But what did happen? Well, Jesus had already described what would happen. You can find it in Matthew 12:43-45. “Now when the unclean spirit goes out of a man, it passes through waterless places seeking rest, and does not find it. Then it says, ‘I will return to my house from which I came’; and when it comes, it finds it unoccupied, swept, and put in order. Then it goes and takes along with it seven other spirits more wicked than itself, and they go in and live there; and the last state of that man becomes worse than the first. That is the way it will also be with this evil generation.

Did you notice that last sentence? Maybe because we are so familiar with it, we have just skipped over it. Jesus specifically says that this has an application for the generation of which He was part. And indeed, that is what happened to them and their Temple. Their last state was worse than the first. That is why the unbelieving Jews persecuted the church – they were demonised. Literally, the whole house was full of demonic influence.

Babylon

Rev 18:2 speaks of this: And he cried out with a mighty voice, saying, “Fallen, fallen is Babylon the great! She has become a dwelling place of demons and a prison of every unclean spirit, and a prison of every unclean and hateful bird”.

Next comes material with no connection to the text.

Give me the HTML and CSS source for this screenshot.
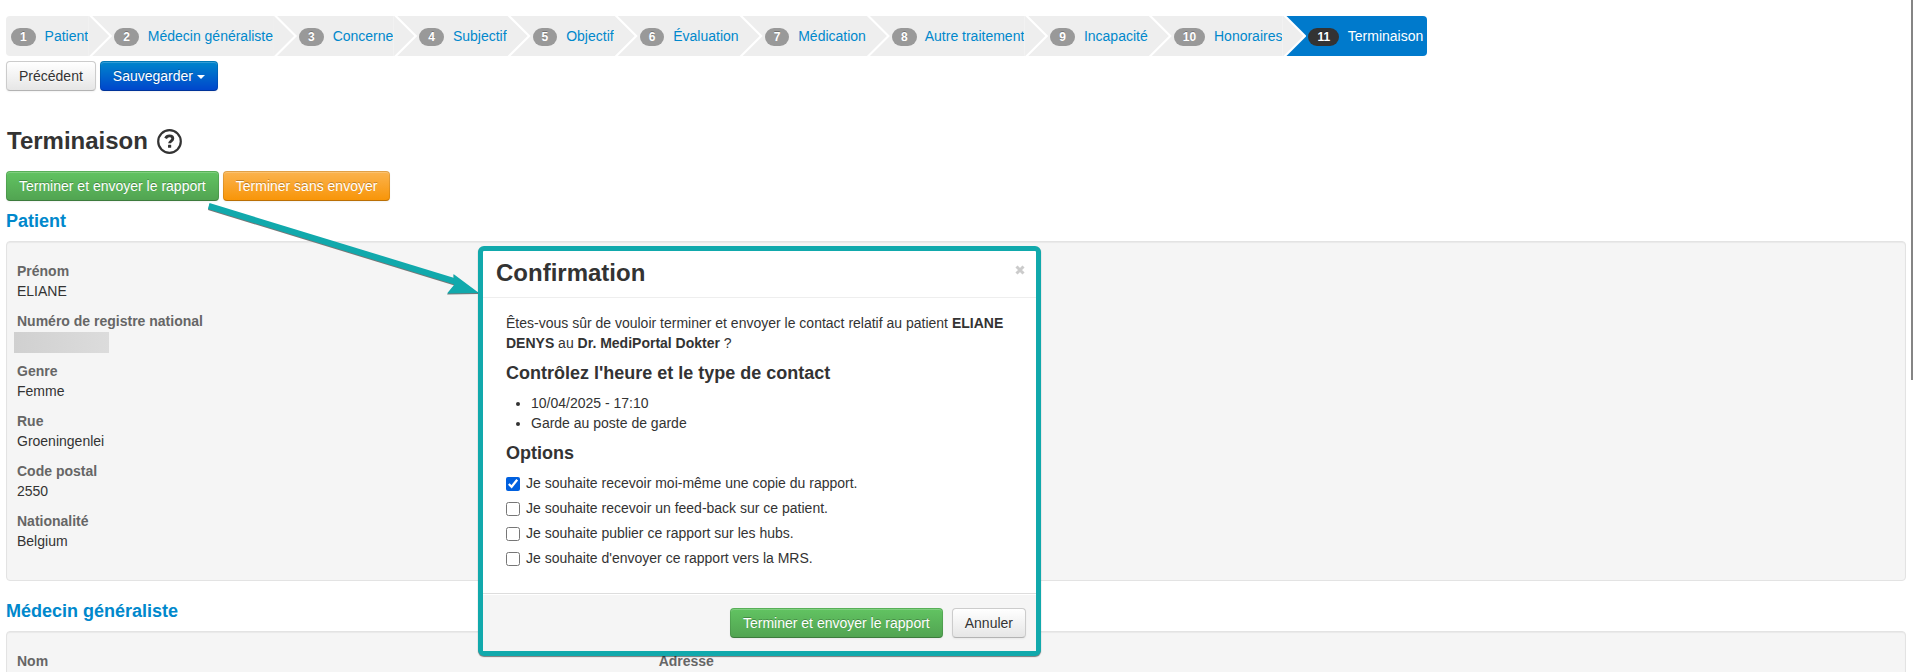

The book of Revelation is talking about the persecution of the church and the judgments that came upon Israel. And it is Israel who are described here as ‘Babylon the great’. Jesus said that the guilt of all the righteous blood was upon that unbelieving generation. In Revelation 17:6 and 18:20,24, we can see that same blood-guilt is assigned to this ‘Babylon’. Here is the Bible interpreting itself; and we need to know it, because accepting this is going to be a major difficulty for some as God begins to challenge the church.

Three questions

And so we arrive at Matthew 24. Jesus came out of the Temple, and was going away from there, with His disciples; leaving it desolate, because the Holy Spirit left with Him. That was the last time He went there. “Jesus came out from the temple and was going away when His disciples came up to point out the temple buildings to Him. And He said to them, “Do you not see all these things? Truly I say to you, not one stone here will be left upon another, which will not be torn down” (Matt 24:1-2).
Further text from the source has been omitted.